-- Written instruction --
Select all lines holding the word "components" from the entries that follow.

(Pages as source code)
_ _ _ _ _ _ _
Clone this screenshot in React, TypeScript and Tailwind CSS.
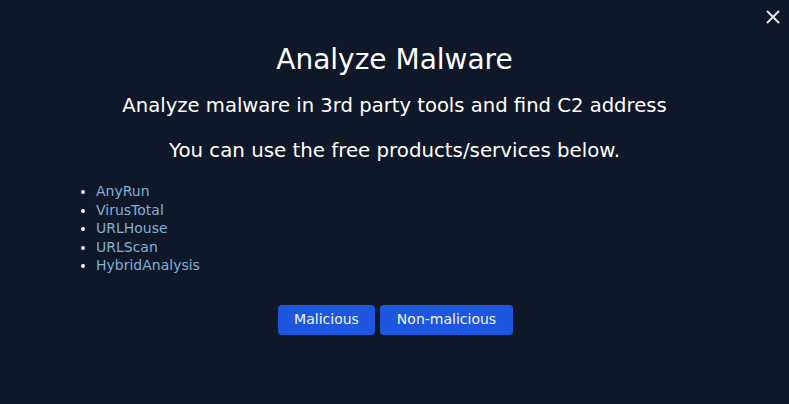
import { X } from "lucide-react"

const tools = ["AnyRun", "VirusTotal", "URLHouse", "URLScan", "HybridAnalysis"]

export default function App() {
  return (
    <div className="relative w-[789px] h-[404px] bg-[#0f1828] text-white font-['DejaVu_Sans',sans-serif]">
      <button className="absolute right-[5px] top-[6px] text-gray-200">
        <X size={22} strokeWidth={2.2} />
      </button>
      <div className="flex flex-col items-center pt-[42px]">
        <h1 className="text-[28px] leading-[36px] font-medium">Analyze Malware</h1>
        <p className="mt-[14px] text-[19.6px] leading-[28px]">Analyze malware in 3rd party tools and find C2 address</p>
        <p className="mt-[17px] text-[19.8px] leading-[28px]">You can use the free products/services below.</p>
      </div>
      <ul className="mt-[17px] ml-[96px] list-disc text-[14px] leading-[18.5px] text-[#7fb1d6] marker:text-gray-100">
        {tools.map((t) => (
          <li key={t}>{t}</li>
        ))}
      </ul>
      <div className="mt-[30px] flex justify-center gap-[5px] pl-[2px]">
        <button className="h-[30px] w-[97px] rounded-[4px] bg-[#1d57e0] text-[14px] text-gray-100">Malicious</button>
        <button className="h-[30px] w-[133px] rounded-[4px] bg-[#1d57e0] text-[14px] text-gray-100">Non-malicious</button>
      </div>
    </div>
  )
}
_ _ _ _ _ _ _
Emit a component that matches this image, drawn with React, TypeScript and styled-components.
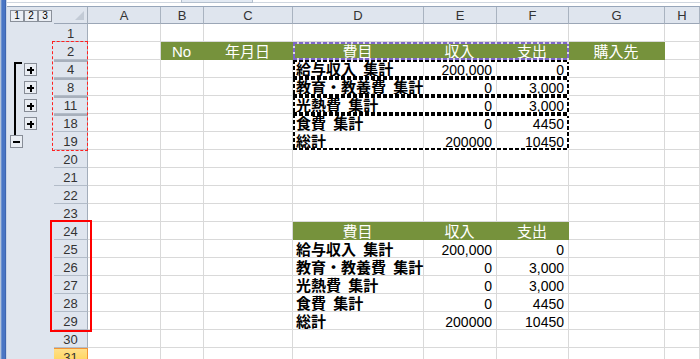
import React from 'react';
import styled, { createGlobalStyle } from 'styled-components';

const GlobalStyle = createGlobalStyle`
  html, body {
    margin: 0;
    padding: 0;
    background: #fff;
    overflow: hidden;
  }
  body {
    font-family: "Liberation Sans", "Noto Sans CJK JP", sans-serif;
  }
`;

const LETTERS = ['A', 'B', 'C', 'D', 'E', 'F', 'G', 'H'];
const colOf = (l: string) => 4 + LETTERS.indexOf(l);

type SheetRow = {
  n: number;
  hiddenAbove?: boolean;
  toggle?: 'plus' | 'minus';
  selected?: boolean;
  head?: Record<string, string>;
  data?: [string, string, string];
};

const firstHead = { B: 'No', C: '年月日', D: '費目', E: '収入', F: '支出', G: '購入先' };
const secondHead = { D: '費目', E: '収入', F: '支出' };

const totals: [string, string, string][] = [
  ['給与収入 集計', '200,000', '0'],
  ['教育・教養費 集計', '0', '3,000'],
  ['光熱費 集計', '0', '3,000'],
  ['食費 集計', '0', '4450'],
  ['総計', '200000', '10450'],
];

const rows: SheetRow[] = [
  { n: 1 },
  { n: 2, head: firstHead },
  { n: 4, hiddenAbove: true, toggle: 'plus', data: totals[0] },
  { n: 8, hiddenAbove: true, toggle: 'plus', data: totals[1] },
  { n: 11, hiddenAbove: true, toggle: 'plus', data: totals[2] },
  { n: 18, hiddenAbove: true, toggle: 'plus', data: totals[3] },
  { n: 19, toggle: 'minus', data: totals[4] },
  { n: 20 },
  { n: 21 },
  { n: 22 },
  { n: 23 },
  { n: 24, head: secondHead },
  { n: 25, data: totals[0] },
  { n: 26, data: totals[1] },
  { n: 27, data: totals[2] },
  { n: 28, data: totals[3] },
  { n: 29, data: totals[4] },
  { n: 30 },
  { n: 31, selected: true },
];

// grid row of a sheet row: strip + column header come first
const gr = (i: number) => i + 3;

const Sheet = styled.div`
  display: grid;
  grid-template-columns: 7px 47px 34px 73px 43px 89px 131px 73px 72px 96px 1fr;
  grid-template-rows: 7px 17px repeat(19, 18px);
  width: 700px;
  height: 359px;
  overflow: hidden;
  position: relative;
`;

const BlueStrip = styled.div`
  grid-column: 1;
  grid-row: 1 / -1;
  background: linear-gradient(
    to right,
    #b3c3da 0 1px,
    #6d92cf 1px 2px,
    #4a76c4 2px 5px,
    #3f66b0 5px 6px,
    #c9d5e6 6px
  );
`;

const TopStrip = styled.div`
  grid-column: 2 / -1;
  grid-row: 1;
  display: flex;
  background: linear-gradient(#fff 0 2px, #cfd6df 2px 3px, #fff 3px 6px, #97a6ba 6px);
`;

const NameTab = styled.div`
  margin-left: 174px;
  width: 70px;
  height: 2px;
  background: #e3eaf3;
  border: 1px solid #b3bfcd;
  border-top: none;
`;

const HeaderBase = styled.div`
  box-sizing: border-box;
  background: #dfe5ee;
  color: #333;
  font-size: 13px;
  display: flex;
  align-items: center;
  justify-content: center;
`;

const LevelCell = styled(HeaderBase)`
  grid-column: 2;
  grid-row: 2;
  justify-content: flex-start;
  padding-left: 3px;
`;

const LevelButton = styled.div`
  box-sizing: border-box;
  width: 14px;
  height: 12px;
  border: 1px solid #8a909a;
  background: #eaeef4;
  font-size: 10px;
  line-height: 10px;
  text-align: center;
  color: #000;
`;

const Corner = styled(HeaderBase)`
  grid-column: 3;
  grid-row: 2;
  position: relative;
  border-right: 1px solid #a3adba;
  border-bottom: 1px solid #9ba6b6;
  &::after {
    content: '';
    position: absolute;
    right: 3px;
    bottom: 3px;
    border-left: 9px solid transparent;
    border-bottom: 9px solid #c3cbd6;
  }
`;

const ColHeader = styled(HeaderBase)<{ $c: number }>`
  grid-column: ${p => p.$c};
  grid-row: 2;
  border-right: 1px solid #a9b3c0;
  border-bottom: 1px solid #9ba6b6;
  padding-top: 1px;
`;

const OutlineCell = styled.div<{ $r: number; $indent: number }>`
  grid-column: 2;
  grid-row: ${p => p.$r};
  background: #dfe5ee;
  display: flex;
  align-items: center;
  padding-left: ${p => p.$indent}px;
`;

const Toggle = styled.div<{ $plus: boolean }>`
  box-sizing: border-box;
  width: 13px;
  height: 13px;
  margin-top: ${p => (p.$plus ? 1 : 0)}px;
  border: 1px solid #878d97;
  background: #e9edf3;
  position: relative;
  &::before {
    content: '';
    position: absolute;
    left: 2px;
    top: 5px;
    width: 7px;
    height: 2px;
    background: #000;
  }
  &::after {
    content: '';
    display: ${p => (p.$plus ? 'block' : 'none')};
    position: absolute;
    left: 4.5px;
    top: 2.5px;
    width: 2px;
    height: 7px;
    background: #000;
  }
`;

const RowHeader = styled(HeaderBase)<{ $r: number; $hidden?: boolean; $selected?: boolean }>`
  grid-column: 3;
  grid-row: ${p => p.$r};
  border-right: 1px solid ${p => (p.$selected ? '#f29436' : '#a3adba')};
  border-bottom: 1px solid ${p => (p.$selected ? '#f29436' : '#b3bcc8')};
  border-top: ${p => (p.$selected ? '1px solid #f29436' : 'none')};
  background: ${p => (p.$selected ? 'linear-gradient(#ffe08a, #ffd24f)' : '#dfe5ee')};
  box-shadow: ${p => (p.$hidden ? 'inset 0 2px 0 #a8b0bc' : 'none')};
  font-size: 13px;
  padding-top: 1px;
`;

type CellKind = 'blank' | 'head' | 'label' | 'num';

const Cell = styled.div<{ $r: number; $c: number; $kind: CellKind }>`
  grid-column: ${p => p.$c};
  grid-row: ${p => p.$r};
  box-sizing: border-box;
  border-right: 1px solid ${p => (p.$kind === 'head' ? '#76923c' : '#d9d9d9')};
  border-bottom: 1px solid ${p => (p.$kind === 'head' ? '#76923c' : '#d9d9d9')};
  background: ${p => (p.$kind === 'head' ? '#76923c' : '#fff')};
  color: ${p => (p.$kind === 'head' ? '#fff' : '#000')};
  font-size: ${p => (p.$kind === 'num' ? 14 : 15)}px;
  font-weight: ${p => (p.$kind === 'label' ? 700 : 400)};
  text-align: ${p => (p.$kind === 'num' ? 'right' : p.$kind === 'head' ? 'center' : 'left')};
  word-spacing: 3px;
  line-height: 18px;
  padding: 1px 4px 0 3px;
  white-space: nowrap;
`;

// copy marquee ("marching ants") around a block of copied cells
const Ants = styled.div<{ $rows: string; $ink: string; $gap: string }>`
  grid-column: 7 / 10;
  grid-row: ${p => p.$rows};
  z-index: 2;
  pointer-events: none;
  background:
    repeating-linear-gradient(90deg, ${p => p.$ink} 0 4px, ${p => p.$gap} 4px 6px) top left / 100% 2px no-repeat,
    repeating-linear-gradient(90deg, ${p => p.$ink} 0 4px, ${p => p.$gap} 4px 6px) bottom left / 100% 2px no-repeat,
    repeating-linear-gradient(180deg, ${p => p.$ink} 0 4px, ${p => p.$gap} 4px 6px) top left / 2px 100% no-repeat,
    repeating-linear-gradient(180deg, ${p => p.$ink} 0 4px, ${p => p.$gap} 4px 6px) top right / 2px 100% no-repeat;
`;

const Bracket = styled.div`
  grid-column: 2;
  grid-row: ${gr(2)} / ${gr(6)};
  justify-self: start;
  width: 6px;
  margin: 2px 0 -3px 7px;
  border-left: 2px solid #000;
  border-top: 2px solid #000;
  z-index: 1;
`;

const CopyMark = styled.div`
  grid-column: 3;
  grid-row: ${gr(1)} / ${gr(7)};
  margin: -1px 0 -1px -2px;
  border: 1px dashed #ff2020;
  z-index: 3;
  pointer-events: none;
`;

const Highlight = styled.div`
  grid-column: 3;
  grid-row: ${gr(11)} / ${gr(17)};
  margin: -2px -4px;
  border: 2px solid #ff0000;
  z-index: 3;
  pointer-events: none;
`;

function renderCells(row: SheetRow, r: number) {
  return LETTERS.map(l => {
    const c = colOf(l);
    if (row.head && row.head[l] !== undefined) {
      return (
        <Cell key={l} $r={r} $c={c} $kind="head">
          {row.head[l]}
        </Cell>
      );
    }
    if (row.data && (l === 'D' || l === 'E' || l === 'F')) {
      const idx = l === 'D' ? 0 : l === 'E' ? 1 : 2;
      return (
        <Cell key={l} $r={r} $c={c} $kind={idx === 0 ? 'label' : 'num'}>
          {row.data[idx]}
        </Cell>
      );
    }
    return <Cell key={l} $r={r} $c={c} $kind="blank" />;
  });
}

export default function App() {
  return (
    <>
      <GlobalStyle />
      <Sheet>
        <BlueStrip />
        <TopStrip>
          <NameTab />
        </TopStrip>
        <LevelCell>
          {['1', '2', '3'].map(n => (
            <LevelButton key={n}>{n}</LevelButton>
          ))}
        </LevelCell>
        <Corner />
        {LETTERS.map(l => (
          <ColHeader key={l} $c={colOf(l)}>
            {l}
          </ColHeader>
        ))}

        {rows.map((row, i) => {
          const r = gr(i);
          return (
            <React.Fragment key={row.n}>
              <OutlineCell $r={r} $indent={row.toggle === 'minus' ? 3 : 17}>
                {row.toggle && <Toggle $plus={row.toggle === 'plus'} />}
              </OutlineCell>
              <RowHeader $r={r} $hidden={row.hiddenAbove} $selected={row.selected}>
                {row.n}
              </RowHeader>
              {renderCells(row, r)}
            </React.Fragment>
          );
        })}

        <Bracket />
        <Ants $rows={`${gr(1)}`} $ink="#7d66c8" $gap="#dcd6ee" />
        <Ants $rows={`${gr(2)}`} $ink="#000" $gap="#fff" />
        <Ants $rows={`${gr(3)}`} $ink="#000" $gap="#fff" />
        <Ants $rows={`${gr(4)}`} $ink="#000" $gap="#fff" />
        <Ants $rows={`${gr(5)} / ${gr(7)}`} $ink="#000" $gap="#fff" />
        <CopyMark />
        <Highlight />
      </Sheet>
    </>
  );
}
_ _ _ _ _ _ _
-- Correct answer --
Emit a component that matches this image, drawn with React, TypeScript and styled-components.
import styled, { createGlobalStyle } from 'styled-components';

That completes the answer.